Wah! Saya bilang saya tak punya jawaban untuk itu.
Takut. Adalah kalimat atau sebuah kata-kata. Seperti ketika masa kecil dulu, dimulai dari tidak mau. Lalu mau.
Karena rasa takut tadi menjadi hilang, ketika mencoba untuk mulai menyentuh sebuah mainan ayunan, semisal, di ayun mulai dari perlahan, ketika masih masih masa kecil itu, ada tawa riang sedikit, lantas terkekeh-kekeh kegirangan. Lagi! Ayo! Lagi! Di ayun lagi!
Lalu, terdengar suara dering telepon milik teman saya itu. Ia tak juga mau mengangkat telepon itu. Ia mencoba ngobrol terus dengan saya sampai bunyi dering telepon seluler itu mati sendiri. Saya tanya. Kenapa tidak diangkat. Jawabnya, lagi. Takut.

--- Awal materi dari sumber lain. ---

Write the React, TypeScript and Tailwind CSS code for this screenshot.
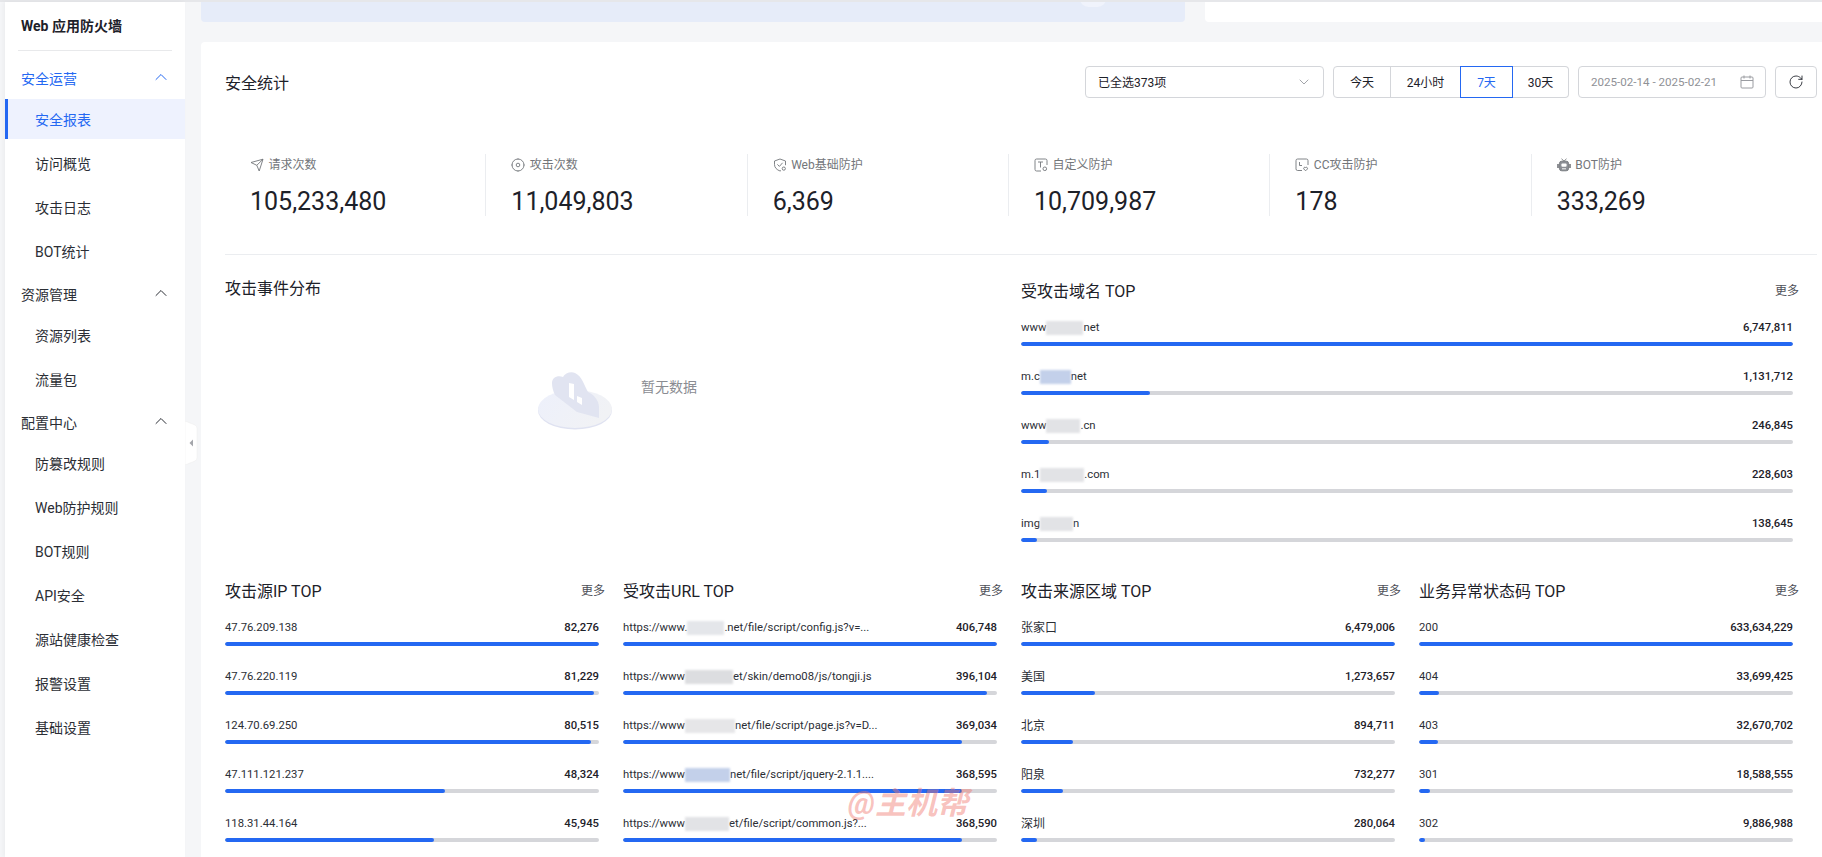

Kemudian saya tahu, bahwa ia sedang konflik cinta dengan pacar. Dering itu berbunyi lagi. Saya bilang pada teman itu. Angkat dan katakan, maafkan saya. Teman saya itu, diam, lalu jawabnya sama. Takut.
Saya bilang kepadanya. Apakah sudah dicoba. Dia jawab. Belum. Telepon genggam berdering lagi. Kalau begitu angkat sekarang. Katakan, maaf, pada pacar mu itu.

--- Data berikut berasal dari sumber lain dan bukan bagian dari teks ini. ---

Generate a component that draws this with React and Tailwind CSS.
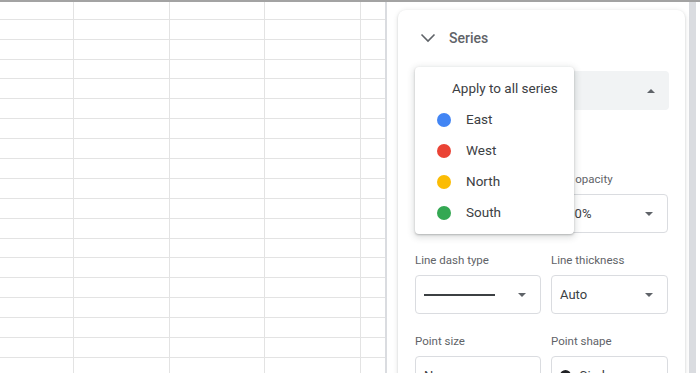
import React from 'react';

const rowHeights = [18, 20, 20, 19, 20, 20, 20, 20, 20, 20, 20, 20, 19, 20, 20, 20, 20, 20, 20];
const colWidths = ['w-[74px]', 'w-[96px]', 'w-[95px]', 'w-[96px]', 'w-[24px]'];

const series = [
  { name: 'East', color: 'bg-[#4285f4]' },
  { name: 'West', color: 'bg-[#ea4335]' },
  { name: 'North', color: 'bg-[#fbbc04]' },
  { name: 'South', color: 'bg-[#34a853]' },
];

const Caret = ({ up }) => (
  <div
    className={
      up
        ? 'w-0 h-0 border-x-[4px] border-x-transparent border-b-[4px] border-b-[#5f6368]'
        : 'w-0 h-0 border-x-[4px] border-x-transparent border-t-[4px] border-t-[#5f6368]'
    }
  />
);

const Field = ({ children }) => (
  <div className="h-[39px] flex items-center justify-between pl-2 pr-[14px] border border-[#dadce0] rounded-[4px] bg-white">
    <div className="flex items-center text-[13px] text-[#3c4043]">{children}</div>
    <Caret />
  </div>
);

const Label = ({ children }) => (
  <div className="h-4 leading-4 text-[11.5px] text-[#5f6368] mb-[7px]">{children}</div>
);

export default function App() {
  return (
    <div className="w-[700px] h-[373px] overflow-hidden bg-white border-t-2 border-[#a3a3a3] flex font-['Roboto',sans-serif]">
      {/* sheet grid */}
      <div className="w-[385px] shrink-0">
        {rowHeights.map((h, i) => (
          <div key={i} className="flex" style={{ height: h }}>
            {colWidths.map((w, j) => (
              <div
                key={j}
                className={`${w} h-full border-b border-[#e3e3e3] ${j < 4 ? 'border-r' : ''}`}
              />
            ))}
          </div>
        ))}
      </div>

      {/* chart editor panel */}
      <div className="flex-1 flex border-l-2 border-[#dadce0] bg-white">
        <div className="flex-1 pl-[11px] pr-[4px] pt-[8px]">
          <div className="relative h-[400px] bg-white rounded-lg shadow-[0_1px_2px_rgba(60,64,67,0.2),0_1px_4px_1px_rgba(60,64,67,0.1)] pl-[17px] pr-[16px]">
            <div className="h-[56px] flex items-center">
              <svg width="16" height="10" viewBox="0 0 16 10" className="ml-[5px]">
                <path d="M1.5 1.5 L8 8 L14.5 1.5" fill="none" stroke="#5f6368" strokeWidth="1.6" />
              </svg>
              <span className="ml-[13px] text-[14px] font-medium text-[#5f6368]">Series</span>
            </div>

            <div className="mt-[5px] h-[39px] bg-[#f1f3f4] rounded-[4px] flex items-center justify-end pr-[14px]">
              <Caret up />
            </div>

            <div className="mt-[61px] grid grid-cols-[126px_117px] gap-x-[10px]">
              <div>
                <Label>Line color</Label>
                <Field>Auto</Field>
              </div>
              <div>
                <Label>Line opacity</Label>
                <Field>100%</Field>
              </div>
            </div>

            <div className="mt-[19px] grid grid-cols-[126px_117px] gap-x-[10px]">
              <div>
                <Label>Line dash type</Label>
                <Field>
                  <div className="w-[71px] h-[2px] bg-[#3c4043]" />
                </Field>
              </div>
              <div>
                <Label>Line thickness</Label>
                <Field>Auto</Field>
              </div>
            </div>

            <div className="mt-[19px] grid grid-cols-[126px_117px] gap-x-[10px]">
              <div>
                <Label>Point size</Label>
                <Field>None</Field>
              </div>
              <div>
                <Label>Point shape</Label>
                <Field>
                  <span className="w-[11px] h-[11px] rounded-full bg-[#202124] mr-[8px]" />
                  Circle
                </Field>
              </div>
            </div>

            {/* series dropdown menu */}
            <div className="absolute left-[17px] top-[57px] w-[159px] py-[6px] bg-white rounded-[4px] shadow-[0_2px_6px_2px_rgba(60,64,67,0.15),0_1px_2px_rgba(60,64,67,0.3)]">
              <div className="h-[31px] flex items-center pl-[37px] text-[13.5px] text-[#3c4043]">Apply to all series</div>
              {series.map((s) => (
                <div key={s.name} className="h-[31px] flex items-center pl-[22px] text-[13.5px] text-[#3c4043]">
                  <span className={`w-[14px] h-[14px] rounded-full ${s.color}`} />
                  <span className="ml-[15px]">{s.name}</span>
                </div>
              ))}
            </div>
          </div>
        </div>
        <div className="w-[7px] bg-[#dadce0]" />
        <div className="w-[4px] bg-white" />
      </div>
    </div>
  );
}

Akhirnya dia menjauh dari saya. Tampak terjadi percakapan. Setelah beberapa saat, dia menengok pada saya, wajahnya jadi bagus, kening tak lagi berkerut. Lega? Kata saya. Ya, kata teman saya.
Masih takut untuk menulis, kata saya. Dia mulai tampak bertanya pada dirinya. Saya coba, katanya. Bagus, kata saya.
Mulai dari mana, katanya. Dari dirimu, kata saya.
Dia seakan mulai menemukan jawaban. Lalu dia bilang. Saya akan menulis puisi.
Bagus, puisi merupakan ungkapan akal budi, perasaan positif dan estetis. menulis lah sekarang untuk dunia. Kata saya.
Baiklah, aku mau menulis sekarang, katanya. Kami bersalaman. Dia pergi membawa cita-citanya.
Salamat menulis hal terbaik menurut di kau teman muda. Menulislah sekarang. Hal terbaik untuk sesama. Salam Cinta Indonesia.
Jakarta, Indonesia, January 9, 2018.